Provavelmente, perdemos há alguns anos a oportunidade de colectivamente conseguirmos este desígnio ao não termos avançado no momento apropriado para a constituição de uma verdadeira associação socioprofissional que pudesse ter lutado junto dos poderes políticos pela regulamentação da profissão. Ainda que tal seja hoje possível, há que ter em consideração que os projectos de lei que brevemente serão discutidos em sede parlamentar tenderão a dificultar em muito a criação deste tipo de associações e a sucessiva regulamentação de novas profissões.

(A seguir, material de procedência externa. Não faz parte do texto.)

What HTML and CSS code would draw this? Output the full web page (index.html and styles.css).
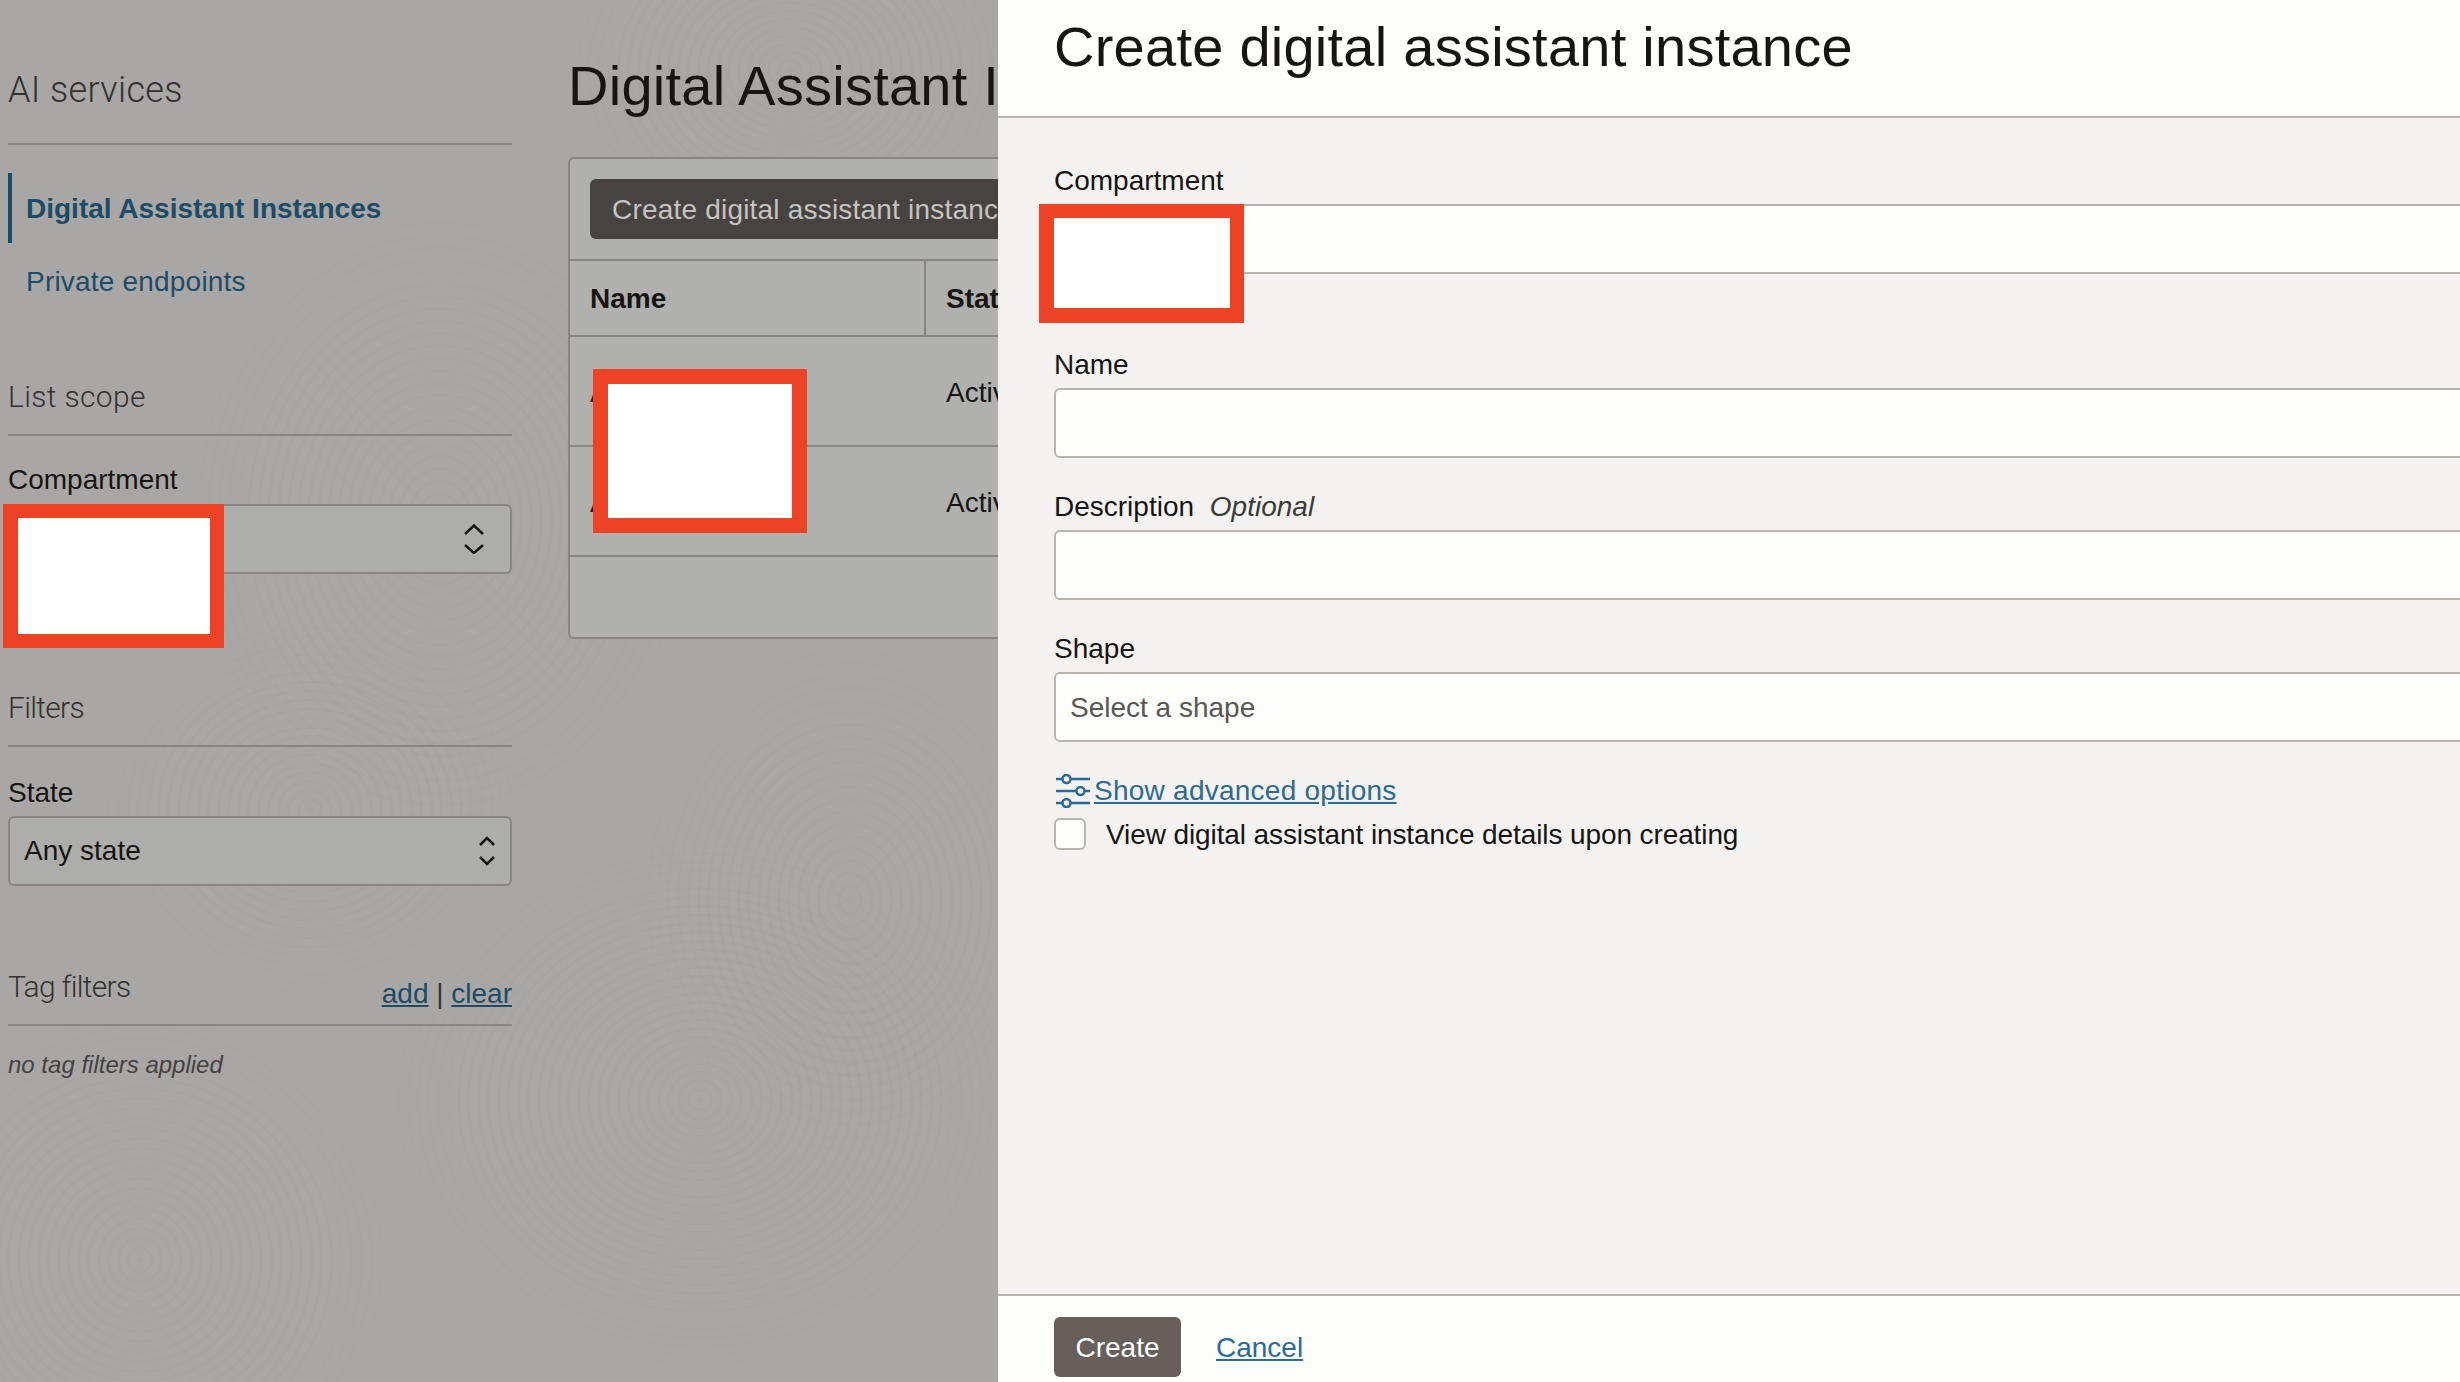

A conjugação de todos estes factores, e de outros que aqui não referi para não alongar demasiado este artigo, não pode deixar de se traduzir em algum cepticismo da minha parte em relação a uma regulamentação da nossa actividade traduzida num Estatuto do Animador Sociocultural. Espero, obviamente, estar enganado. Julgo, por tudo isto, que os nossos esforços terão de continuar centrados na promoção do reconhecimento social e institucional da natureza específica da Animação Sociocultural e das funções e competências dos Animadores Socioculturais, especialmente daqueles que possuem habilitações de nível superior nesta área. Neste desígnio deveríamos poder contar com o apoio e com a colaboração das instituições superiores que leccionam formação nesta área designadamente ao nível da teorização, da investigação e da divulgação técnica e científica. Mas isto não me parece fácil, já que o envolvimento nessas instituições de quadros docentes com formação académica e trabalho científico na área da Animação Sociocultural continua a ser muito residual.

1 comentário:

Anónimo disse...

Bom dia amigo José Vieira,

Nos passados dias 13, 14 e 15 de Julho de 2007 a APDASC realizou o seu I Encontro Nacional de Dirigentes da APDASC, onde foi debatido - a par de outras questões - o Estatuto e Carreira dos Animadores. Há uma luz ao fundo do túnel e vamos mesmo avançar com uma Comissão para a reformulação/recriação do ESTATUTO DO ANIMADOR. Pela designação já vemos algumas mudanças. Temos a convicção que não faz sentido haver um ESTATUTO DO ANIMADOR SOCIOCULTURAL face à diversidade de cursos e ofertas de emprego. Senão repare-se, fará sentido haver o Estatuto do Professor de Matemática? E os outros professores?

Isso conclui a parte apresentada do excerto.